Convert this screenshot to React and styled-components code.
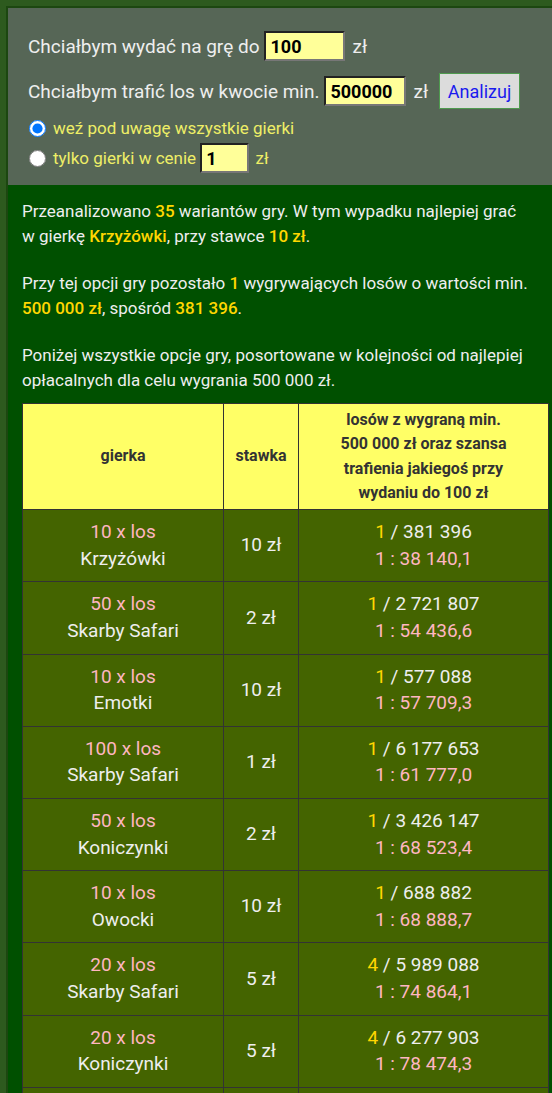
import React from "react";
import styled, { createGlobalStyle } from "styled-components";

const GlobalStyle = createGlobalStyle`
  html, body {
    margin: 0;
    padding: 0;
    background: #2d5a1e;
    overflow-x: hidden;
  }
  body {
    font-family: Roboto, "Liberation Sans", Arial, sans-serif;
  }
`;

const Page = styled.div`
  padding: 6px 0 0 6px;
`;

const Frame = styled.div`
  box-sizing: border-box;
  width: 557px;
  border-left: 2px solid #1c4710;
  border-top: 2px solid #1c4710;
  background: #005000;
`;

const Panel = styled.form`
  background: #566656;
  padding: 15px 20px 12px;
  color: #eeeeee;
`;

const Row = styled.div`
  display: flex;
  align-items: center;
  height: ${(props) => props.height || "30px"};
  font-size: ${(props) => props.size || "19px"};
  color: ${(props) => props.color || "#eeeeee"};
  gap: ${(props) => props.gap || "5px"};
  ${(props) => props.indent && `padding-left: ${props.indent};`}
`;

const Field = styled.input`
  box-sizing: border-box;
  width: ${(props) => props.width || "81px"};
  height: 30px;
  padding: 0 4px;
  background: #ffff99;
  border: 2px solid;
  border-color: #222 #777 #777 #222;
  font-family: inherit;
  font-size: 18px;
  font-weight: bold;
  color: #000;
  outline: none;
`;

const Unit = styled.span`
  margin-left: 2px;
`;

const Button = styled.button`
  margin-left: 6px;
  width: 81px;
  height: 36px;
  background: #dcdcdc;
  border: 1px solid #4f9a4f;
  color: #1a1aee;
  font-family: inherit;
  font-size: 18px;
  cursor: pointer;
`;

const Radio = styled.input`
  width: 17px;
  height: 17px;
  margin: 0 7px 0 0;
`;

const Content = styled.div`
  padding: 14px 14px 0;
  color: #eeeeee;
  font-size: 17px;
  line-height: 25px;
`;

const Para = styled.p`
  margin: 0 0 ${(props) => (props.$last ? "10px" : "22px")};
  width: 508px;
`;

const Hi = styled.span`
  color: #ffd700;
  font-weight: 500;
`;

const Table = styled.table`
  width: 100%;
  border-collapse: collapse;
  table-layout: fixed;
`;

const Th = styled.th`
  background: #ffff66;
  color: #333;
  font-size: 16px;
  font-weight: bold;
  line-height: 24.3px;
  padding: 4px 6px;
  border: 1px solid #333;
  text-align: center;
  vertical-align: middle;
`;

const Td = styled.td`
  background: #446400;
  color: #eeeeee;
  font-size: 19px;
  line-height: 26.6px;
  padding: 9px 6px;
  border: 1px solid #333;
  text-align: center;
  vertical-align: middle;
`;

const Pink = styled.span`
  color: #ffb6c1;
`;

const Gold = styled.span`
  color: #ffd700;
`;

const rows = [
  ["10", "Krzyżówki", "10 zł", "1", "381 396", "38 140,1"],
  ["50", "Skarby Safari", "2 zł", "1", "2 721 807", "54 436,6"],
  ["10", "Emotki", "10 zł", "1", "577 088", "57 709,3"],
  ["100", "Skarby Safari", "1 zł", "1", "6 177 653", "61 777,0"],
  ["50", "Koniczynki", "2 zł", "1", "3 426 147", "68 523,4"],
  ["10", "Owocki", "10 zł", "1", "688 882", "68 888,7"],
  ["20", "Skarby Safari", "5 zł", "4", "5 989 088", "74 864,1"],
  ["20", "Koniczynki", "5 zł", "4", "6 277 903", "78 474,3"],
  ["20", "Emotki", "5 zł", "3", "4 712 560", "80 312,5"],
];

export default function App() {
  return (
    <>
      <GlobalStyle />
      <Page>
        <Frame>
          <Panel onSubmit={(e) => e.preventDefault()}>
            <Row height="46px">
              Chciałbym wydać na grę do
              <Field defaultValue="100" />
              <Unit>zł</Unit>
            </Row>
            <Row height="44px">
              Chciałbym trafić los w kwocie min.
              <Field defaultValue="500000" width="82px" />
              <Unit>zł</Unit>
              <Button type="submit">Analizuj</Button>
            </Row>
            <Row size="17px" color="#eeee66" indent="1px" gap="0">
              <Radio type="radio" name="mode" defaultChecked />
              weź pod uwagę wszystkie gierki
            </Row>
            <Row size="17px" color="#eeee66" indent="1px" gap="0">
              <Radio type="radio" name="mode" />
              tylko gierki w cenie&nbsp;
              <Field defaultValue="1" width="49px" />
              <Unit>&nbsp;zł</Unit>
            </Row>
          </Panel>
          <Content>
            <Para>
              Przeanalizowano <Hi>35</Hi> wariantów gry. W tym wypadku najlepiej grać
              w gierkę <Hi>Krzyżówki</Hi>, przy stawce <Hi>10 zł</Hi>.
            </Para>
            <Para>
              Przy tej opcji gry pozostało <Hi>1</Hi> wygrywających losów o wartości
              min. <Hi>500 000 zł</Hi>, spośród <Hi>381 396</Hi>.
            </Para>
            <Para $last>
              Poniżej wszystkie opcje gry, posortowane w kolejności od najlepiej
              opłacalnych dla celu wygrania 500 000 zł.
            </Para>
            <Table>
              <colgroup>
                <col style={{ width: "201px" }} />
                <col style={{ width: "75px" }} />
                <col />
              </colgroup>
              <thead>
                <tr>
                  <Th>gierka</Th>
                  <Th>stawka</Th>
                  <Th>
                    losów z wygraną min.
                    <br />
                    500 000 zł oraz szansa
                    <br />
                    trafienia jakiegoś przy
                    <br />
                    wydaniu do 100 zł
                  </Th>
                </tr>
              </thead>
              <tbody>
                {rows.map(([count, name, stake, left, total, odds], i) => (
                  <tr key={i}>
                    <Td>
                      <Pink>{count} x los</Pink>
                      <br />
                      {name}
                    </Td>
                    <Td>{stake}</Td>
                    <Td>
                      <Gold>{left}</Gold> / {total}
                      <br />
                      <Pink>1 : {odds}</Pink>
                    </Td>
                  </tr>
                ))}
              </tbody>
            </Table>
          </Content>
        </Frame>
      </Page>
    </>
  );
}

...

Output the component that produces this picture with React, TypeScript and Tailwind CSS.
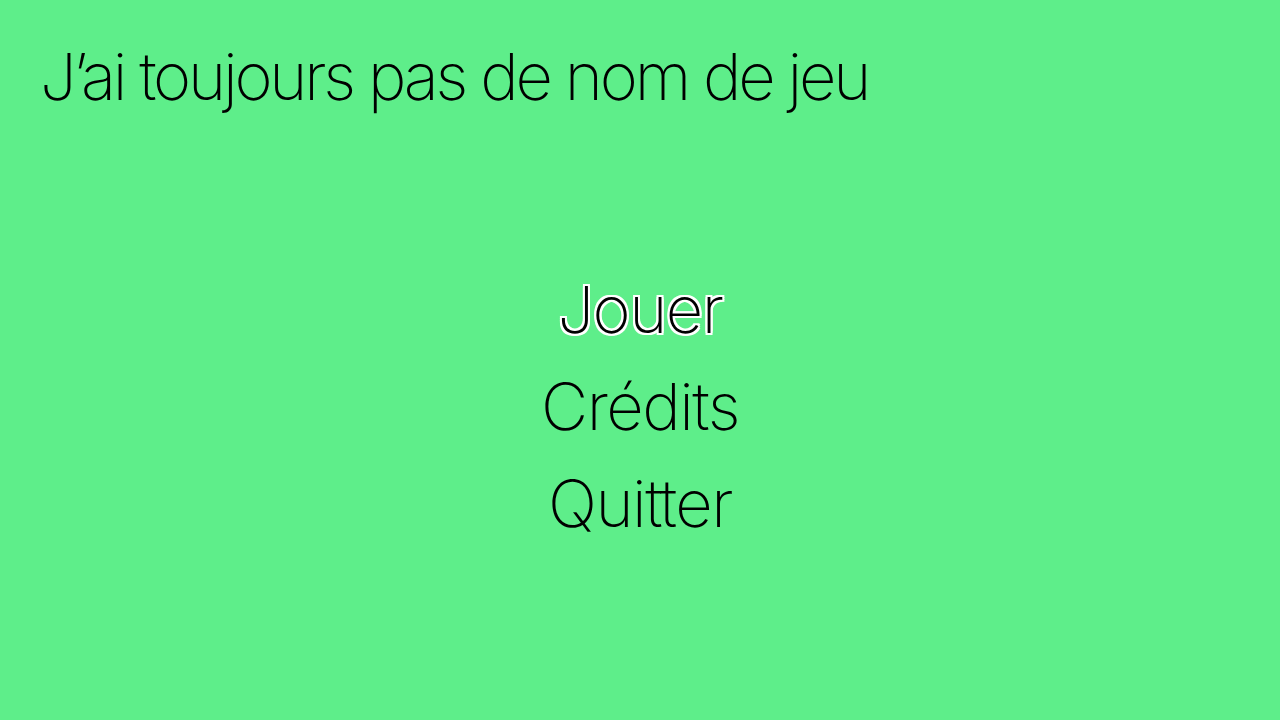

◆ **What the exercise asks**:
Filter the entries above down to the lines containing the word "this".

◆ **Answer**:
Convert this screenshot to React and styled-components code.
Output the component that produces this picture with React, TypeScript and Tailwind CSS.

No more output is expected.